Il percorso della mostra comprende cinquantatré dipinti, venti di Riminaldi, gli altri del contesto, che delineano con competenza tutta l’attività, gli scambi con i colleghi pisani, romani, emiliani. Dagli inizi a Pisa nella bottega del mediocre pittore Ranieri Borghetti e poi in quella del pisano Aurelio Lomi Gentileschi, fratello di Orazio Gentileschi, al trasferimento a Roma intorno al 1612 dove avviene gran parte della sua formazione. L’ambiente pisano di esordio è ricordato da dipinti tardo cinquecenteschi della famiglia Lomi Gentileschi, tutti artisti in diverse arti, da opere di Borghetti, e da due straordinarietavole con santi di Bronzino, Sant’Andrea Apostolo e San Bartolomeo, giunte dall’Accademia di San Luca di Roma, superstiti di una grande ancona d’altare per il duomo di Pisa, commissionata nel 1555 e realizzata nel 1556. La presenza di Bronzino rappresenta il forte legame di Riminaldi con la Toscana, con il disegno e con la pittura manierista del tardo ‘500, sempre presente nonostante l’adesione al caravaggismo.

Ma è a Roma che avviene la grande svolta. Quando vi arriva? Si suppone intorno al 1612, all’epoca del processo intentato da Orazio Gentileschi contro Agostino Tassi. O poco dopo, comunque entro il 1615. Aurelio Lomi in quegli ha contatti con il fratello ed è probabile che gli parli del suo giovane allievo Riminaldi ansioso di imparare e attratto dalla capitale. Il giovane artista conosce Orazio Gentileschi, ne frequenta l’atelier, aderisce al suo caravaggismo intriso di luce e di toscanità. Conosce i pittori della cerchia toscana e altri che lavorano nei grandi palazzi romani, dal cavalier d’Arpino ad Agostino Tassi (il celebre stupratore di Artemisia), da Giovanni Baglione ad Annibale Carracci, da Guercino a Guido Reni. Di questi artisti sono esposti capolavori, come il San Giovanni Battista con l’agnello di Baglione. Non solo, ma il ritrovamento di nuovi documenti illumina su rapporti e relazioni.
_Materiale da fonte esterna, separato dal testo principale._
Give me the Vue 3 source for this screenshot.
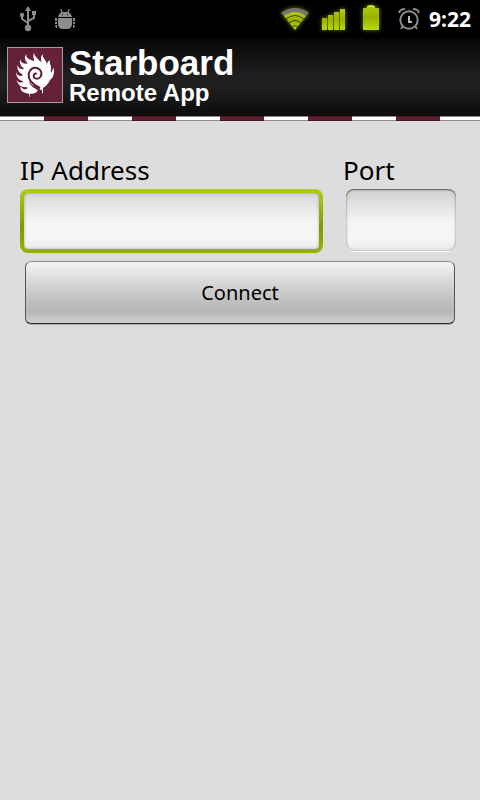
<script setup>
import { ref } from 'vue'

const address = ref('')
const port = ref('')
const vFocus = { mounted: (el) => el.focus() }
</script>

<template>
  <div class="screen">
    <div class="status">
      <div class="group notices">
        <svg class="usb" width="18" height="26" viewBox="0 0 18 26" role="img" aria-label="USB connected">
          <g fill="none" stroke="#8c8c8c" stroke-width="2">
            <path d="M9 21V4M9 17L3 13V9M9 15L15 12V8" />
          </g>
          <g fill="#8c8c8c">
            <path d="M9 0L12 5H6Z" />
            <circle cx="9" cy="22" r="3.2" />
            <circle cx="3" cy="9" r="2.2" />
            <rect x="13" y="5" width="4" height="4" />
          </g>
        </svg>
        <svg class="bug" width="22" height="20" viewBox="0 0 22 20" role="img" aria-label="USB debugging">
          <g fill="#8c8c8c">
            <path d="M4 8C5 4 7 3 11 3S17 4 18 8Z" />
            <path d="M4 9H18V15Q18 20 13 20H9Q4 20 4 15Z" />
            <path d="M1 9H3V12H1ZM1 13H3V15H1ZM1 16H3V19H2ZM19 9H21V12H19ZM19 13H21V15H19ZM19 16H21L20 19H19Z" />
          </g>
          <path d="M7 0L8 4M15 0L14 4" stroke="#8c8c8c" stroke-width="1.3" />
          <path d="M8 5H9V6H8ZM13 5H14V6H13Z" fill="#000" />
        </svg>
      </div>
      <div class="group system">
        <svg class="glow" width="30" height="24" viewBox="0 0 30 24" role="img" aria-label="Wi-Fi">
          <defs>
            <linearGradient id="lime" x1="0" y1="0" x2="0" y2="1">
              <stop offset="0" stop-color="#b4cb10" />
              <stop offset="0.5" stop-color="#9bb000" />
              <stop offset="1" stop-color="#b5dc0b" />
            </linearGradient>
          </defs>
          <path d="M1 6Q15 -4 29 6L25 10Q15 2 5 10Z" fill="#747474" />
          <path d="M4 9Q15 1 26 9L15 23Z" fill="url(#lime)" />
          <path d="M6 12Q15 5 24 12M9 16Q15 11 21 16M12 20Q15 17 18 20" fill="none" stroke="#354000" stroke-width="1" />
        </svg>
        <svg class="glow signal" width="24" height="22" viewBox="0 0 24 22" role="img" aria-label="Signal strength">
          <path d="M0 9H5V21H0ZM6 6H11V21H6ZM12 3H17V21H12ZM18 0H23V21H18Z" fill="url(#lime)" />
        </svg>
        <svg class="glow battery" width="18" height="26" viewBox="0 0 18 26" role="img" aria-label="Battery full">
          <path d="M5 1Q9 -1 13 1V3H16Q17 3 17 4V24Q17 25 16 25H2Q1 25 1 24V4Q1 3 2 3H5Z" fill="url(#lime)" />
          <path d="M5 2Q9 0 13 2" fill="none" stroke="#d4ed45" />
        </svg>
        <svg class="alarm" width="22" height="23" viewBox="0 0 22 23" role="img" aria-label="Alarm set">
          <g fill="none" stroke="#8c8c8c" stroke-width="2">
            <circle cx="11" cy="12" r="8.7" />
            <path d="M1 5Q2 1 7 1M21 5Q20 1 15 1M5 18L3 21M17 18L19 21" />
            <path d="M11 8V14H14" stroke="#bbb" />
          </g>
        </svg>
        <time class="clock">9:22</time>
      </div>
    </div>

    <header class="header">
      <svg class="logo" width="56" height="56" viewBox="21 21 168 168" aria-hidden="true">
        <defs>
          <pattern id="hatch" width="8" height="8" patternUnits="userSpaceOnUse" patternTransform="rotate(-45)">
            <rect width="8" height="8" fill="#601c30" />
            <rect width="8" height="3" fill="#6d293d" />
          </pattern>
        </defs>
        <rect x="22.5" y="22.5" width="165" height="165" fill="url(#hatch)" stroke="#a99ba0" stroke-width="3" />
        <g fill="#fff">
          <path d="M70 88C76 66 98 58 120 64C143 70 155 89 154 106C152 122 142 136 132 142L122 151L115 143C102 139 92 133 87 122C88 133 98 142 113 150C113 158 99 163 86 161C69 159 59 151 62 139C67 149 78 151 83 143C67 134 63 108 70 88Z" />
          <path d="M79 42C77 55 88 58 101 63L90 74C76 66 70 54 79 42Z" />
          <path d="M103 38C101 48 113 52 121 66L102 70C106 59 95 50 103 38Z" />
          <path d="M129 43C126 55 138 58 140 70C140 78 133 83 124 75C127 63 117 53 129 43Z" />
          <path d="M151 59C145 69 156 75 153 88C151 98 143 100 135 90C143 79 136 68 151 59Z" />
          <path d="M160 82C165 101 161 116 144 123L142 101C153 101 158 94 160 82Z" />
          <path d="M61 57C62 70 73 73 90 70L78 88C66 84 56 72 61 57Z" />
          <path d="M53 74C55 88 66 90 82 86L73 104C57 101 50 88 53 74Z" />
          <path d="M48 96C51 109 61 110 77 105L75 124C56 124 48 109 48 96Z" />
          <path d="M50 119C55 130 64 129 78 123L83 141C65 144 52 134 50 119Z" />
          <path d="M87 159H89V170H87ZM126 139H129V160H126Z" />
        </g>
        <path d="M120 144C98 134 84 119 86 102C88 88 100 81 111 84C124 88 128 101 121 111C115 119 102 117 101 108C101 102 106 99 110 102" fill="none" stroke="#601c30" stroke-width="6" />
      </svg>
      <h1 class="title">
        <span class="name">Starboard</span>
        <span class="tagline">Remote App</span>
      </h1>
    </header>
    <div class="stripe"></div>

    <form class="form" @submit.prevent>
      <div class="fields">
        <div class="field">
          <label for="address">IP Address</label>
          <input id="address" v-model="address" v-focus class="box address" type="text" autocomplete="off">
        </div>
        <div class="field">
          <label for="port">Port</label>
          <input id="port" v-model="port" class="box port" type="text" inputmode="numeric" autocomplete="off">
        </div>
      </div>
      <button class="connect" type="submit">Connect</button>
    </form>
  </div>
</template>

<style>
body {
  background: #ddd;
}
</style>

<style scoped>
.screen {
  min-height: 100vh;
  background: #ddd;
  color: #000;
  font-family: "Noto Sans", "Open Sans", sans-serif;
}

.screen * {
  box-sizing: border-box;
}

.status {
  display: flex;
  justify-content: space-between;
  align-items: center;
  height: 38px;
  padding: 0 9px 0 19px;
  background: #000;
}

.group {
  display: flex;
  align-items: center;
}

.notices {
  gap: 17px;
}

.system {
  gap: 12px;
}

.glow {
  filter: drop-shadow(0 0 2px #6c8000);
}

.signal {
  margin-top: 2px;
}

.battery {
  margin: 0 6px 2px 4px;
}

.clock {
  margin-left: -3px;
  color: #fff;
  font-size: 21px;
  font-weight: 700;
  line-height: 24px;
}

.header {
  display: flex;
  gap: 6px;
  height: 78px;
  padding: 9px 7px;
  background: linear-gradient(#060606, #202020 50%, #1e1e1e 65%, #0b0b0b);
}

.logo {
  flex: none;
}

.title {
  display: flex;
  flex-direction: column;
  margin: 0;
  color: #fff;
  font-family: "Liberation Sans", Arial, sans-serif;
  font-weight: 700;
}

.name {
  font-size: 35px;
  line-height: 32px;
}

.tagline {
  font-size: 24px;
  line-height: 28px;
}

.stripe {
  height: 5px;
  border: solid rgba(40, 20, 20, 0.5);
  border-width: 1px 0;
  background: repeating-linear-gradient(90deg, #fff 0 44px, #641c2e 44px 88px) border-box;
}

.form {
  padding: 32px 20px;
}

.fields {
  display: grid;
  grid-template-columns: 1fr 117px;
  gap: 20px;
}

.field {
  display: flex;
  flex-direction: column;
}

label {
  padding-bottom: 2px;
  font-size: 26px;
  line-height: 34px;
}

.box {
  width: 100%;
  padding: 0 12px;
  border: 0;
  outline: 0;
  color: #000;
  font: 24px "Noto Sans", sans-serif;
  caret-color: transparent;
}

.address {
  height: 64px;
  border: 4px solid transparent;
  border-radius: 8px;
  background:
    linear-gradient(#d8d8d8, #f4f4f4 50%, #f6f6f6 80%, #ececec) padding-box,
    linear-gradient(#b3cc12, #819900 60%, #95b400) border-box;
  box-shadow: inset 0 0 3px rgba(0, 0, 0, 0.3);
}

.port {
  width: auto;
  height: 62px;
  margin: 0 4px 0 3px;
  border-radius: 8px;
  background: linear-gradient(#cfcfcf, #f3f3f3 50%, #f6f6f6 80%, #e9e9e9);
  box-shadow: inset 0 1px 1px #666, inset 0 0 3px rgba(0, 0, 0, 0.35), 0 1px 0 #fafafa;
}

.connect {
  display: block;
  width: calc(100% - 10px);
  height: 63px;
  margin: 8px 5px 0;
  padding: 0;
  border: 1px solid;
  border-color: #8c8c8c #555 #2e2e2e;
  border-radius: 6px;
  background: linear-gradient(#f4f4f4, #dcdcdc 28%, #b8b8b8 75%, #b8b8b8 83%, #d0d0d0);
  color: #000;
  font: 20px "Noto Sans", sans-serif;
  box-shadow: 0 1px 0 #aaa;
}
</style>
Poi sfilano le opere di Riminaldi, forti, potenti, sensuali, tra luci e ombre, come la tela con Dedalo adatta le ali a Icaro del 1620 circa o Salomé riceve dal carnefice la testa recisa del Battista dello stesso anno circa, o ancora il Sacrificio d’Isacco, del 1625 circa, giunto da Palazzo Barberini di Roma. Evidente l’influenza di Bartolomeo Manfredi e di caravaggeschi della seconda generazione come Simon Vouet e Artemisia Gentileschi, presente con una Susanna e i vecchioni del 1630 circa di collezione fiorentina. Le ultime simpatie di Riminaldi vanno verso il classicismo bolognese di Reni e Guercino e chissà che cosa avrebbe ancora fatto se fosse vissuto. Ma è inutile chiederselo.

Una mostra stimolante, che pone problemi e fa pensare.